6. User A finishes printing and releases the printer (V(s) operation):

- User A finishes printing and calls V(s).

- s is incremented by 1, making s = 1. (1 printer is now available)

- When the V(s) operation completes, User D, who was waiting in the P operation, wakes up and checks the value of s again. Since s is now 1, User D sets s to 0 and begins using the printer.

The essence of a general semaphore is that it goes beyond a simple binary locked/unlocked state to control concurrent access to a pool of multiple limited resources and to accurately track the number of resources available.

Code Playground

Loading interactive code...

(Printer example playground)

Closing Thoughts: Value as a Theoretical Origin

Semaphores remain central to kernel-level synchronization and stand as a prime example of the state-based access model.

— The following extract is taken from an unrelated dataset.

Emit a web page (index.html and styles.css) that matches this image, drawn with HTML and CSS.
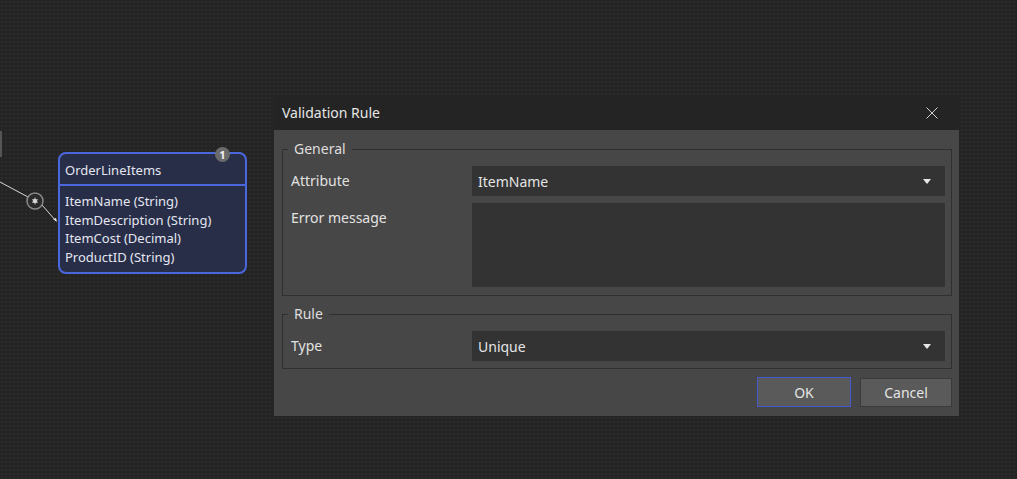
FILE: index.html
```html
<!DOCTYPE html>
<html>
<head>
<meta charset="utf-8">
<link rel="stylesheet" href="styles.css">
</head>
<body>
<div class="canvas">
  <div class="edge-mark"></div>
  <svg class="connector" width="60" height="100" viewBox="0 0 60 100">
    <line x1="0" y1="52" x2="28" y2="67" stroke="#d8d8d8" stroke-width="1"/>
    <line x1="42" y1="75" x2="56" y2="91" stroke="#d8d8d8" stroke-width="1"/>
    <circle cx="35" cy="71" r="8" fill="#2a2a2a" stroke="#8a8a8a" stroke-width="1.5"/>
    <circle cx="35" cy="71" r="2.2" fill="#e0e0e0"/>
    <path d="M35 67.5v7M32 69.5l6 3M38 69.5l-6 3" stroke="#cfcfcf" stroke-width="0.8"/>
    <path d="M53 89l4 3l-1 -4z" fill="#e0e0e0"/>
  </svg>

  <div class="entity">
    <div class="entity-badge">1</div>
    <div class="entity-head">OrderLineItems</div>
    <ul class="entity-attrs">
      <li>ItemName (String)</li>
      <li>ItemDescription (String)</li>
      <li>ItemCost (Decimal)</li>
      <li>ProductID (String)</li>
    </ul>
  </div>

  <div class="dialog">
    <div class="titlebar">
      <span class="title">Validation Rule</span>
      <svg class="close" width="12" height="12" viewBox="0 0 12 12">
        <path d="M0.5 0.5L11.5 11.5M11.5 0.5L0.5 11.5" stroke="#cfcfcf" stroke-width="1"/>
      </svg>
    </div>
    <div class="dialog-body">
      <fieldset class="group">
        <legend class="legend">General</legend>
        <div class="row">
          <span class="label">Attribute</span>
          <div class="combo"><span>ItemName</span><span class="arrow"></span></div>
        </div>
        <div class="row">
          <span class="label">Error message</span>
          <div class="textarea"></div>
        </div>
      </fieldset>
      <fieldset class="group group-rule">
        <legend class="legend">Rule</legend>
        <div class="row">
          <span class="label">Type</span>
          <div class="combo"><span>Unique</span><span class="arrow"></span></div>
        </div>
      </fieldset>
      <div class="buttons">
        <div class="btn btn-ok">OK</div>
        <div class="btn btn-cancel">Cancel</div>
      </div>
    </div>
  </div>
</div>
</body>
</html>
```
FILE: styles.css
```css
* { box-sizing: border-box; }
html, body {
  margin: 0;
  padding: 0;
  width: 1017px;
  height: 479px;
  overflow: hidden;
}
body {
  background: #242424;
  font-family: "Noto Sans", "DejaVu Sans", sans-serif;
  color: #e2e2e2;
}
.canvas {
  position: relative;
  width: 1017px;
  height: 479px;
  background-color: #242424;
  background-image: radial-gradient(circle, #2c2c2c 0.7px, transparent 0.9px);
  background-size: 4px 4px;
}
.edge-mark {
  position: absolute;
  left: 0;
  top: 131px;
  width: 2px;
  height: 26px;
  background: #555555;
}
.connector {
  position: absolute;
  left: 0;
  top: 130px;
}

/* entity node */
.entity {
  position: absolute;
  left: 58px;
  top: 152px;
  width: 189px;
  height: 122px;
  border: 2px solid #4a67dc;
  border-radius: 8px;
  background: #292e48;
  font-size: 13px;
  color: #e3e6f0;
}
.entity-badge {
  position: absolute;
  left: 155px;
  top: -7px;
  width: 15px;
  height: 15px;
  border-radius: 50%;
  background: #6b6b6b;
  color: #f2f2f2;
  font-size: 11px;
  font-weight: bold;
  line-height: 15px;
  text-align: center;
}
.entity-head {
  height: 32px;
  line-height: 32px;
  padding-left: 5px;
  border-bottom: 2px solid #4a67dc;
}
.entity-attrs {
  list-style: none;
  margin: 0;
  padding: 6px 0 0 5px;
}
.entity-attrs li {
  line-height: 18.7px;
}

/* dialog */
.dialog {
  position: absolute;
  left: 274px;
  top: 95px;
  width: 685px;
}
.titlebar {
  height: 35px;
  display: flex;
  align-items: center;
  justify-content: space-between;
  padding: 0 21px 0 8px;
  background: #242424;
}
.title {
  font-size: 14px;
  color: #e6e6e6;
}
.dialog-body {
  background: #474747;
  height: 286px;
  padding: 11px 7px 0 8px;
  font-size: 14px;
}
.group {
  margin: 0;
  border: 1px solid #303030;
  padding: 9px 6px 8px 8px;
  min-width: 0;
}
.group-rule {
  margin-top: 10px;
  padding-top: 9px;
  padding-bottom: 7px;
}
.legend {
  margin-left: -3px;
  padding: 0 6px;
  line-height: 16px;
  color: #dedede;
}
.row {
  display: flex;
  align-items: flex-start;
}
.row + .row {
  margin-top: 7px;
}
.label {
  width: 181px;
  line-height: 30px;
  color: #e2e2e2;
}
.combo {
  flex: 1;
  height: 30px;
  background: #333333;
  display: flex;
  align-items: center;
  justify-content: space-between;
  padding: 0 14px 0 6px;
  color: #e4e4e4;
}
.arrow {
  width: 0;
  height: 0;
  border-left: 4px solid transparent;
  border-right: 4px solid transparent;
  border-top: 5px solid #e8e8e8;
}
.textarea {
  flex: 1;
  height: 84px;
  background: #333333;
}
.buttons {
  display: flex;
  justify-content: flex-end;
  align-items: flex-start;
  gap: 9px;
  margin-top: 8px;
}
.btn {
  height: 30px;
  display: flex;
  align-items: center;
  justify-content: center;
  background: #5a5a5a;
  color: #e4e4e4;
  font-size: 14px;
}
.btn-ok {
  width: 94px;
  border: 1px solid #4459cc;
}
.btn-cancel {
  width: 92px;
  height: 29px;
  margin-top: 1px;
  border: 1px solid #3a3a3a;
}
```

Looking more broadly, modern concurrency primitives, including mutexes, condition variables, Go channels, Rust tokio task queues, and the JavaScript async/await runtime,

all share the same skeleton: "atomic state update + wait queue." The P/V operations Dijkstra introduced 60 years ago are the most bare-bones expression of that skeleton. Every implementation that followed is nothing more than performance optimizations (futex, lock-free data structures) and abstractions (async runtimes, channels) layered on top of it.

Therefore, the single-line requirement that "semaphore pseudocode must be atomic" is the archetype of a design constraint that runs through everything from the hardware CAS instruction to the scheduler of a modern runtime.

At first glance, a semaphore appears to be nothing more than a simple integer. But it is the most fundamental abstraction mechanism that allows a system to accurately represent the state of a resource, control it safely, and share it in a predictable way.

We must not forget that in this one small integer lies the ordering of countless processes, the avoidance of conflicts, and the stability of the entire system.